Llegamos a Fes al mediodía. Al bajarnos del avión, en la pista nos recibieron unos militares con metralletas que nos hacían gestos de que no (que fotos al avión no). Hicimos el trámite de migraciones en un idioma que nos hacíamos las que entendíamos, cambiamos euros por moneda local y dejamos el aeropuerto atrás. Allí nos estaba esperando un taxi del riad –una casa típica marroquí en medio de la medina, el centro histórico amurallado de la ciudad- que habíamos contratado. De la camioneta negra de vidrios polarizados, salió un hombre moreno, sin turbante, con un papel que decía lo que esperábamos, “Riad Sophia”.
Allí estábamos, mi compañera de banco y yo, en el asiento trasero, hablando un inglés inventado. Sobre la ruta de asfalto, veíamos pasar hombres morochos con turbantes blancos, mansiones árabes de lujo, mujeres con sus cabezas cubiertas por pañuelos (hiyab) con niños que llevaban de la mano. El camino pavimentoso se fue volviendo cada vez más angosto, hasta que tuvimos que atravesar algunas arcadas que parecían de barro y que nos indicaban que nos acercábamos a la medina, el centro histórico y amurallado de Fes. El chófer frenó su vehículo a los pocos minutos de atravesar una puerta grande y en su inglés nos dijo algo como “a partir de aquí, siguen con él».
“El”, un hombre de unos 40 años, camisa blanca y jean, detenido al lado de la camioneta, mirándonos. Bajamos, mientras el hombre ya se nos había adelantado y había descargado nuestras valijas -con rueditas- del baúl del coche. En ese momento, supimos que no nos quedaba otra opción más que seguirlo.
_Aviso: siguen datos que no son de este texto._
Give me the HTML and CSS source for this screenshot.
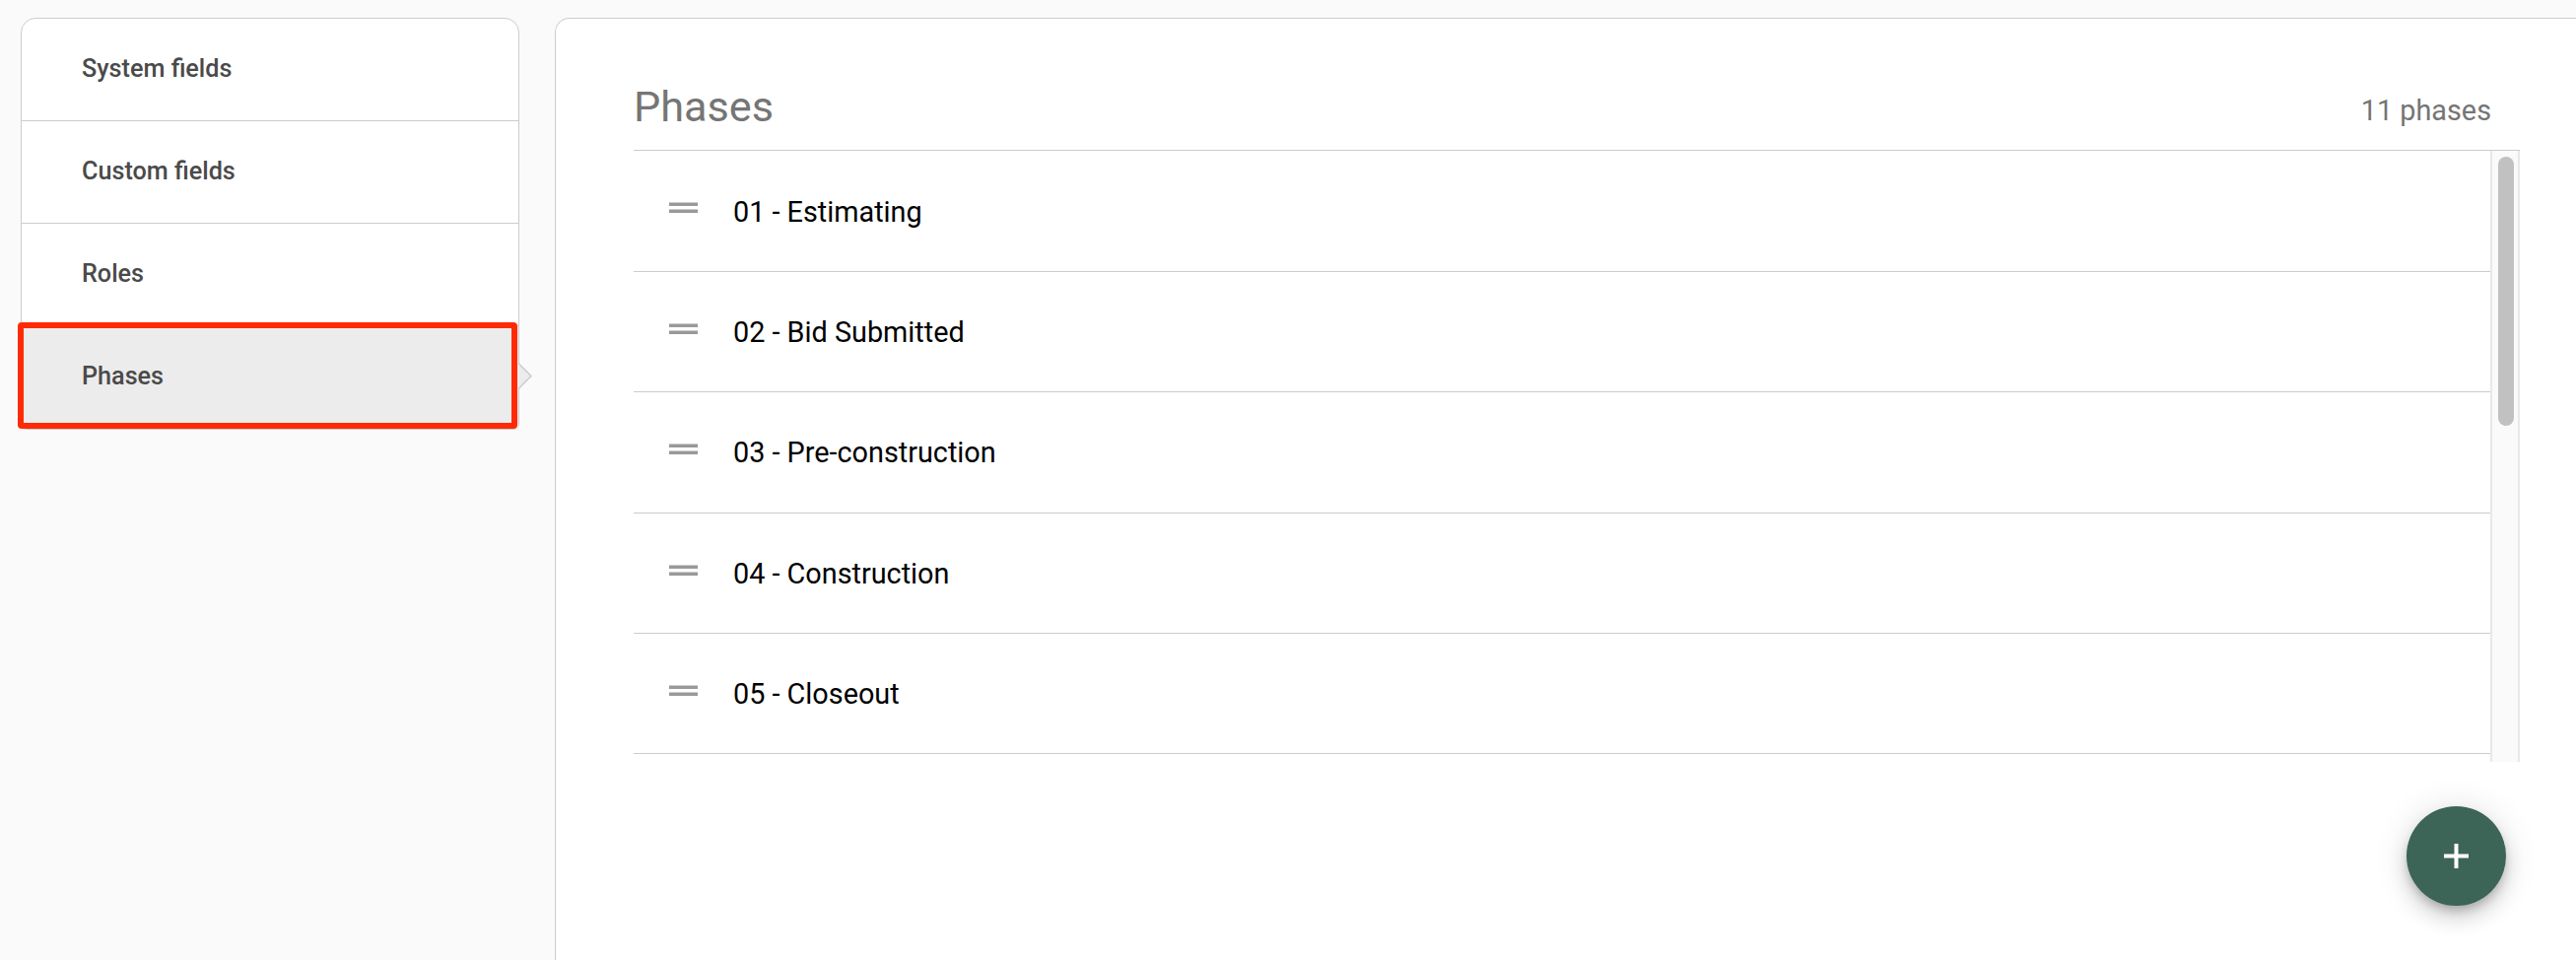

Comenzar a caminar por esas callejuelas tan angostas y tan serpentinescas me hizo sentir tan pequeña, en medio de tanto mundo.
Era un laberinto. Fes es sinónimo de creer haber llegado a destino, cuando en realidad te espera otra curva, otra y otra. Es la ciudad de los gatos como dueños majestuosos de las calles. Es la ciudad de los que tiñen cueros y los cortan, de los que tejen telares, de los que hacen alfombras con hilos de seda.
Es la ciudad de los comerciantes y de los comercios (zocos) de zapatitos de colores en punta, de las lámparas, de la bijouterie artesanal, que están donde debería haber veredas. Es la ciudad donde regatear es un halago. Es la ciudad de los que te miran mal si intentas sacarles una foto. Es la ciudad que ve a los occidentales como materialistas y eso no quiere decir que estén equivocados.
Es la ciudad de los olores intensos. Es la ciudad de las especias naranjas, verdes, amarillas. Es la ciudad donde se escuchan sirenas que no son sirenas sino el llamado al rezo que se oye por altavoces cinco veces al día. Es la ciudad espiritual de los que salen corriendo cuando suena el llamado, de los que se quitan los zapatos y lo dejan en las puertas de las mezquitas que les corresponden: las mixtas, las de hombres o las de mujeres. Es la ciudad de los turbantes, de los vestidos largos que cubren los cuerpos sagrados de las mujeres. Es la ciudad de las jóvenes que no usan turbantes si no quieren. Es la ciudad que tiene la Universidad del Corán (Madraza) más antigua del mundo. Es la ciudad donde las mujeres dicen que hay más mujeres que hombres trabajando.
Y allí estábamos. En medio de ese embrollo con mi amiga, siguiendo a nuestro guía esporádico con desconfianza. Por momentos, nos poníamos a la par y le preguntábamos how long, para que él nos respondiera sun, sun. Luego de quince minutos, mentalmente eternos, nos señaló un cartel naranja, con flechas por arriba de nuestras cabezas, que decía “Riad Sophia”. Con más tranquilidad, continuamos por el camino.
Al llegar al frente de una construcción humilde de ladrillos grises a la vista, se detuvo y golpeó una pequeña puerta ovalada de madera. Una chica más joven que nosotras con un turbante celeste apareció detrás de la abertura. Nos sonrió y nos invitó a pasar. Agachamos nuestras cabezas para no golpearnos al atravesarla. Una vez dentro, perdimos a nuestro compañero de viaje y la chica nos llevó hasta un luminoso patio interno de altas columnas con venecitas negras y blancas.
Nos sentarnos en unos sillones alargados sin respaldo de seda anaranjada, a la espera no sabemos de qué. A los pocos minutos, apareció la joven, sonriente con una bandeja metálica. This is typical, dijo, mientras apoyaba sobre una mesita redonda de mimbre dos pequeños vacitos de vidrio repletos de té con hojitas de menta y un aroma que jamás olvidaré. Era una mezcla de menta con la sensación de haber llegado a casa: un lugar donde uno se siente cómodo, sin que nadie te obligue a nada, ni siquiera a quedarte en él.